Federal Reserves, under pressure from the U.S. Congress, have decided that when all that matters to solve the subprime market is few billions of dollars, it will bail the funds having maximum exposure to risky borrowers.
Confidential sources told TheSpoof.com that one board member of the Federal Reserve, in its review meeting of 17th July, to take status of the whole murky mortgage lending affairs have observed: 'The whole business of this 'fiat' money based economy is anyway murky. We have printed trillions of dollars, and continue printing that even more. We have pumped in hundreds of billions of dollars in war funding in Iraq to bring in more destruction and deaths, in homeland US and more so in Iraq. So what's the big deal in printing few odd billions of dollars to safeguard American homeowners?'
Informed people in the know-how of how the Fed. worked in such overt or covert bailout practices historically informed TheSpoof .com 'The solution is very much feasible. More so when there is absolutely no accounts on how much money the Fed. has lent to the government and how government at all can return that money back to the Fed., which anyway runs into trillions of dollars, the proposed solution can be the best solution. Crisis like the subprime mortgage crisis is very much expected when starting from the government to industries to Private Equity Firms to corporate world to retail consumers - everyone borrows to survive and consume, or even to expand. So blaming the poorer section of the society to have their dreams fulfilled in owning a home that was anyway beyond their means is not the solution; nor blaming the lenders and now allowing the hedge fund to close down is at all ethically right.'
Many also observed that with this proposed solution, Federal Reserves would be able to control some of the criticisms it received lately for failing to monitor the subprime lenders. The market believes that monitoring does not help; manipulating and bailing out does.
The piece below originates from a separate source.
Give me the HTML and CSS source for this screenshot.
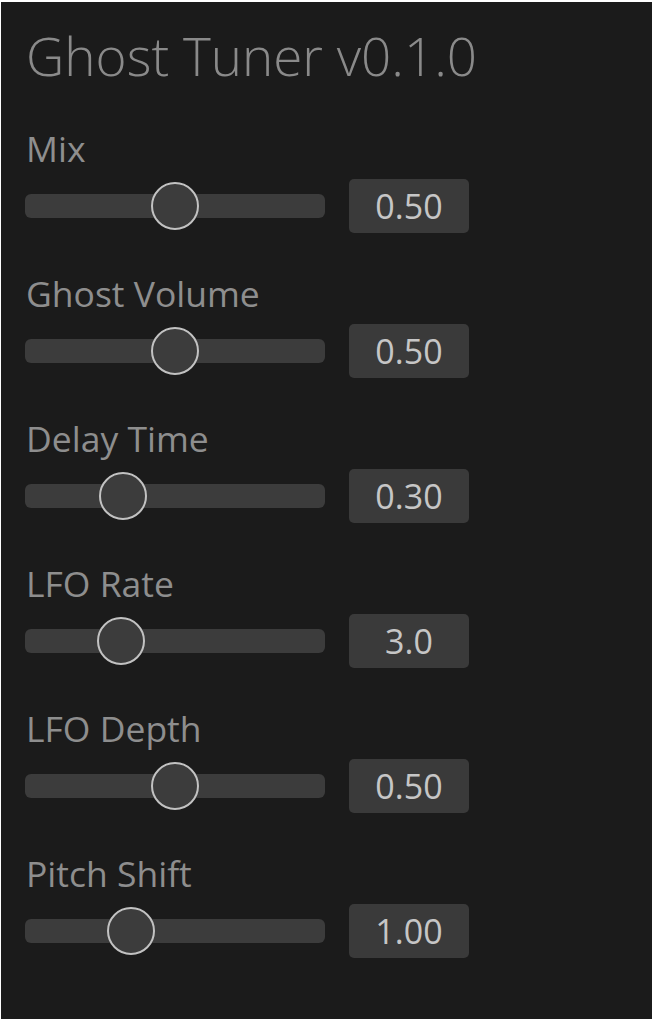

Internal sources told us that the proposal of the Fed. also gained ground due to the overwhelming 'Yen carry-trade' practices as encouraged by its Japanese counterpart, the Bank of Japan (BOJ). BOJ has anyway kept its interest rate at 0.5% after keeping it at 0% for years signaling that it does not charge any money to print money. Taking lead from the BOJ, Fed. now feels that what it offered to the government, that is lending money to government knowing fully well that even more good money would be poured on government after the bad money poured so far till all the money in the world turns bad money, can well be extended to the citizens as well. After all government is for the citizens; and if government can be bailed out by printing more and more money; why not allow that same principles to be applied to the citizens and corporate world.
There was minor opposition to the proposal from cautious fund managers and citizens who never borrowed beyond their means. They argue that by bailing out the failed hedge funds of Bear Sterns, government will send a signal to all of us that we can be reckless in our spending, whereas by not spending much so far and by saving our hard-earned money; we look like stupid. We also could have bought homes - after all who does not want a great life style with borrowed money that need not be paid back.
A member of the Congress however rejected the opposition to this bail-out package and stated: 'When we can spend same government money in hundreds of billions of dollar in Iraq year after year in-spite of majority of the people being against our troops being in Iraq in the interest of Halliburton, which clearly is a much more minority group than the case in hand; I don't see meaningful opposition to Fed's proposal to bail-out subprime lenders. Matter of fact is this is already being done, the question is how much covertly or overtly we do that to retain people's faith in our 'fiat' economy.'
He also added: 'In economy, it's all a matter of confidence. By bailing out the troubled mortgage players, and consumers now; Fed may have to shell out a few odd billions of dollars now which will boost the much-needed confidence in the housing market. If we further delay-dally with this proposal; a full blown crisis can not be ruled out; and in that case even hundreds of billions of dollars won't serve the purpose of regaining confidence'.
When Bear Stearns was asked on how much money they need to service their creditors on these two sub-prime hedge fund, they said 'Things are being worked out at this stage. And yes, the amount would be quite large'.